Culture minister: Litera Prize will not be resumed after ministry "did everything" to save contest

Culture minister Thea Tsulukiani made comments about the Litera Prize and its organising institution the Writers' House of Georgia during her report on the ministry's work at the Georgian parliament. Photo via Thea Tsulukiani social media page on Facebook.

Agenda.ge, 06 Dec 2021 - 16:12, Tbilisi,Georgia

Thea Tsulukiani, the Minister of Culture, Sport and Youth, has said her ministry will not resume its support of the Litera Prize, one of two principal awards for literature in Georgia, adding the culture body "did everything" to reach an agreement with organisers of the annual competition following a protest by authors, publishers and most of the jury panel led to a cancellation of the 2021 edition.

In comments made during her turn for the Minister's Hour address to the parliament on Friday, Tsulukiani said the prize had been "appropriate by a private structure" and called the awards "a Kezerashvili prize", referring to the former Minister of Defence of Georgia from the United National Movement government.

While making no specific references to the relation of the prize to the former official - found guilty in absentia of misuse of state funds between 2007-2008 earlier this year - the culture minister said her ministry had planned to go to courts after an "appropriation" of the contest by a "private structure", however it had discovered "no state-level decree confirming the prize as a state award."

In her remarks, Tsulukiani added the culture ministry would decide against regaining control of the prize and organise a new competition. The minister revealed a new literary prize - entitled Best of the Year - last month.
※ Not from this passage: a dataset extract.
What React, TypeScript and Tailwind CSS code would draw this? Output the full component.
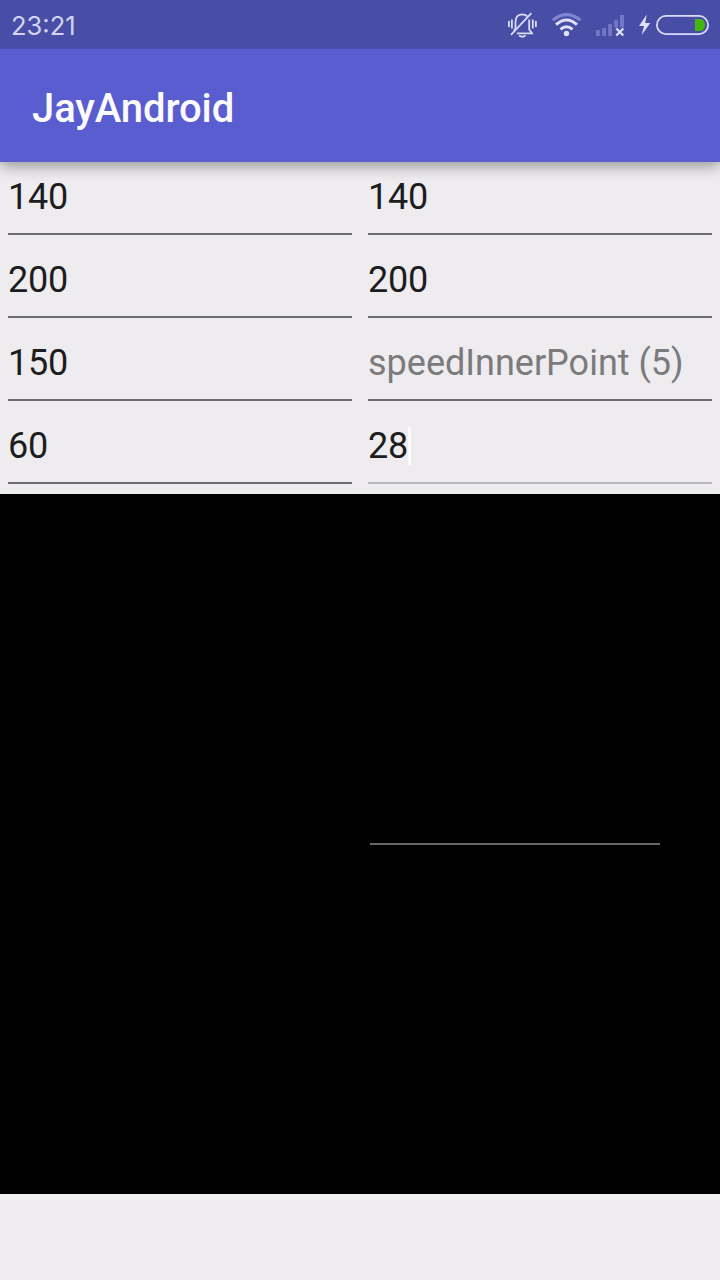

While speaking about the Litera Prize and its organising venue the Writers' House of Georgia at the parliament, the culture minister alleged the organising institution had turned into an organisation that "denies access" to some writers, alleging a storming of its premises during the UNM government in 2007 and their "expelling" of writers from the venue.

Tsulukiani said the policy of preventing access to the unnamed authors continued under the current management of the venue. Natalia Lomouri, the manager of Writers' House, told netgazeti.ge the allegations were unfounded and there was "not a single author" that would confirm the allegation of denial of access to the institution.

Lomouri said the Writers' House was "for all writer unions and free creators", explaining a change made at the venue that repurposed some rooms previously used for writer residencies into memorial museums. The literary institution's manager said she hoped "this [change] is not what is meant under [the allegations of] writers not being let in".

Comments by the culture minister follow controversy around the Litera Prize and Writers' House that was sparked earlier this year, following the ministry's appointment of its representative in the jury panel to the 2021 edition of the awards.

The appointment led to a protest by nominees and the rest of the judges, who had perceived the decision as an interference in the independent organisation of the awards, and led to a cancellation of the latest edition after authors and publishers pulled their nominated submissions and the jury panel - with the exception of the ministry-appointed judge - resigned in protest.

In comments about the protest and the subsequent cancellation of the competition, Writers' House said "[t]he public has viewed the ministry's decision as interference in creative activity". PEN Georgia, a collective bringing together over 70 Georgian writers, later said the move had been seen by the longlisted authors as having the outlines of the USSR-era "appointments of representatives of Soviet state [authority] to contest juries, mandated to reject submissions incompatible with party ethos".

In October, the latter collective launched a crowdfunding drive in a bid to host an alternative literary award, with the intended event aiming to replicate the format of the cancelled prize, hosted since 2015.

Following the protest that led to the 2021 Litera Prize cancellation, the ministry also announced the annual Iakob Gogebashvili Prize for Children's and Youth Literature, launched in 2017 and previously organised by the Writers' House, would be moved under the organisation of Creative Georgia, a culture agency working to support creative industries in the country. Lomouri told Radio Free Europe/Radio Liberty's Georgian service she had received "no answer" from the ministry to why the change had been made.